John Downing: 'A memo to Ms Foster - PM is now warning of united Ireland'
Another manic Monday in the Palace of Westminster has given way to more uncertainty. The UK prime minister announced that she is about to engage in even more "dialogue" with her EU counterparts today and tomorrow as she prepares for another summit in Brussels on Thursday.
There is no doubt that her EU colleagues will be polite, kind, and helpful - up to a very limited point. Yesterday's proceedings in the UK parliament told us the Brexit game still remains to be played out in London.
As Ireland's EU Commissioner Phil Hogan has rather pithily told us many times, we are still waiting on the outcome of London-London Brexit debate and decision-making processes. The other 27 EU member states have remained steadfastly united on this vexed issue, at a time when they are often pulled in many different directions on so many other topics.

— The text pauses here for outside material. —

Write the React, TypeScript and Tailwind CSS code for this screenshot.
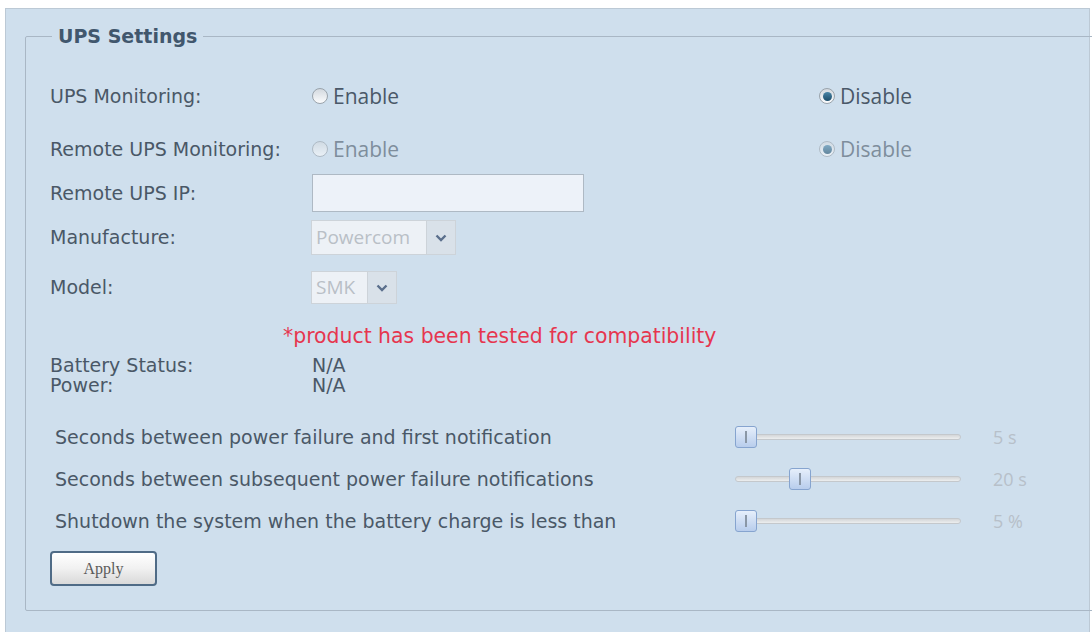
import React from 'react';

const labelFont = { fontFamily: '"DejaVu Sans", Verdana, sans-serif' };
const uiFont = { fontFamily: '"Open Sans", "Noto Sans", sans-serif' };

const Radio: React.FC<{ checked?: boolean; disabled?: boolean; label: string }> = ({ checked, disabled, label }) => (
  <label className={`flex items-center gap-[5px] ${disabled ? 'opacity-60' : ''}`}>
    <span className="flex h-[16px] w-[16px] items-center justify-center rounded-full border border-[#9aa3ab] bg-gradient-to-b from-[#d3d9df] to-[#fbfcfd]">
      {checked && <span className="h-[9px] w-[9px] rounded-full bg-gradient-to-b from-[#4a86a8] to-[#1d4d6a]" />}
    </span>
    <span className="text-[21px] leading-none text-[#4a5868]" style={uiFont}>{label}</span>
  </label>
);

const Select: React.FC<{ value: string; width: string }> = ({ value, width }) => (
  <div className="flex h-full">
    <div className={`${width} flex items-center border border-[#cdd3d9] bg-[#edf1f6] pl-[4px] text-[19px] text-[#b9bfc6]`} style={uiFont}>
      {value}
    </div>
    <div className="flex w-[29px] items-center justify-center border border-l-0 border-[#cdd3d9] bg-[#d9e1e9]">
      <svg width="12" height="8" viewBox="0 0 12 8">
        <path d="M1.5 1.5 L6 6 L10.5 1.5" fill="none" stroke="#5b6f8c" strokeWidth="2.4" />
      </svg>
    </div>
  </div>
);

const Slider: React.FC<{ offset: number }> = ({ offset }) => (
  <div className="relative h-[24px] w-[226px]">
    <div className="absolute left-0 right-0 top-[9px] h-[6px] rounded-full border border-[#c4c8cc] bg-gradient-to-b from-[#d4d6d8] to-[#eceeef]" />
    <div
      className="absolute top-[1px] flex h-[22px] w-[22px] items-center justify-center rounded-[3px] border border-[#86a4cf] bg-gradient-to-b from-[#e6effb] to-[#b8cdec]"
      style={{ left: offset }}
    >
      <span className="h-[12px] w-[2px] bg-[#8a97a6]" />
    </div>
  </div>
);

const App: React.FC = () => {
  return (
    <div className="h-[632px] w-[1092px] overflow-hidden bg-white pl-[5px] pt-[8px]">
      <div className="h-[640px] w-[1085px] border-l border-r border-t border-[#bcc9d5] bg-[#cfdfed] pl-[19px] pt-[17px]">
        <fieldset className="w-[1080px] rounded-[2px] border border-[#a9b7c5] px-[24px] pb-[24px] pt-0" style={labelFont}>
          <legend className="ml-[2px] h-[20px] px-[6px] text-[19px] font-bold leading-[20px] text-[#41576d]">UPS Settings</legend>

          <div className="mt-[30px] flex h-[40px] items-center text-[19px] text-[#4a5867]">
            <span className="w-[262px]">UPS Monitoring:</span>
            <div className="w-[507px]"><Radio label="Enable" /></div>
            <Radio checked label="Disable" />
          </div>

          <div className="mt-[13px] flex h-[40px] items-center text-[19px] text-[#4a5867]">
            <span className="w-[262px]">Remote UPS Monitoring:</span>
            <div className="w-[507px]"><Radio disabled label="Enable" /></div>
            <Radio disabled checked label="Disable" />
          </div>

          <div className="mt-[5px] flex h-[38px] items-center text-[19px] text-[#4a5867]">
            <span className="w-[262px]">Remote UPS IP:</span>
            <input className="h-full w-[272px] border border-[#aeb9c4] bg-[#edf2f9] outline-none" disabled />
          </div>

          <div className="mt-[8px] flex h-[35px] items-center text-[19px] text-[#4a5867]">
            <span className="w-[261px]">Manufacture:</span>
            <Select value="Powercom" width="w-[116px]" />
          </div>

          <div className="mt-[16px] flex h-[33px] items-center text-[19px] text-[#4a5867]">
            <span className="w-[261px]">Model:</span>
            <Select value="SMK" width="w-[57px]" />
          </div>

          <div className="mt-[22px] flex h-[20px] items-center pl-[233px] text-[20.4px] text-[#e6364f]">
            *product has been tested for compatibility
          </div>

          <div className="mt-[9px] flex h-[20px] items-center text-[19px] text-[#4a5867]">
            <span className="w-[262px]">Battery Status:</span>
            <span>N/A</span>
          </div>
          <div className="flex h-[20px] items-center text-[19px] text-[#4a5867]">
            <span className="w-[262px]">Power:</span>
            <span>N/A</span>
          </div>

          {[
            { text: 'Seconds between power failure and first notification', offset: 0, value: '5 s', mt: 'mt-[28px]' },
            { text: 'Seconds between subsequent power failure notifications', offset: 54, value: '20 s', mt: 'mt-[14px]' },
            { text: 'Shutdown the system when the battery charge is less than', offset: 0, value: '5 %', mt: 'mt-[14px]' },
          ].map((row) => (
            <div key={row.text} className={`${row.mt} flex h-[28px] items-center text-[19px] text-[#4a5867]`}>
              <span className="w-[685px] pl-[5px]">{row.text}</span>
              <Slider offset={row.offset} />
              <span className="ml-[32px] text-[18px] text-[#b7c0c9]" style={uiFont}>{row.value}</span>
            </div>
          ))}

          <button
            className="mt-[16px] block h-[35px] w-[107px] rounded-[4px] border-2 border-[#4f6b86] bg-gradient-to-b from-[#ffffff] via-[#f1f1f1] to-[#d9d9d9] text-[16px] text-[#5a5a5a]"
            style={{ fontFamily: '"Liberation Serif", "Times New Roman", serif' }}
          >
            Apply
          </button>
        </fieldset>
      </div>
    </div>
  );
};

export default App;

Leo Varadkar, Simon Coveney, and more especially his senior officials, have done a very good job infiltrating what was already a very sympathetic EU line-up. It did take a while to do all that. At one stage the Irish contingent appeared more ready to see if they could cobble an Ireland-UK deal which they would subsequently sell in Brussels. Happily, Dublin returned to the Brussels fold, which was the only source of sensible politics on this most fraught topic.
Yes, Ireland's key aim - to prevent the return of a visible Border on this island - happened to overlap with the EU's aim of sustaining peace on this island. The EU has invested heavily in Northern Ireland's peace mission since the first IRA ceasefire in 1994.
That funding was given readily without too much political pressure. While Washington rightly got considerable political kudos out of the 1998 Good Friday Agreement, the EU played a low-key bank-rolling part.
In Brussels, and the other EU capitals, they also realised that they must manage the reality that the stretch of ground between Dundalk and Derry would, in the wake of Brexit, de facto become an international frontier between the EU single market and the UK. The EU has shown considerable kindness and pragmatism to overcome the consequences of that reality for ordinary citizens North and south in this draft deal.
Many Irish people on both sides of that almost 100-year-old Border remain very puzzled about the limited political thinking of the Democratic Unionist Party amid all this ferment. Soon after the UK voters' Brexit choice in June 2016, Sinn Féin unhelpfully complicated everything with demands for a "Border poll" on the future of partition in Ireland. It was as if there was not enough noise already in the political market at the time.
That Border poll is a bad idea. But amid the maelstrom in Westminster yesterday, Theresa May delivered a rather pointed side-swipe to her disloyal DUP supporters. In sum, she said a united Ireland will move dramatically closer if the 'backstop' is removed from the Brexit deal.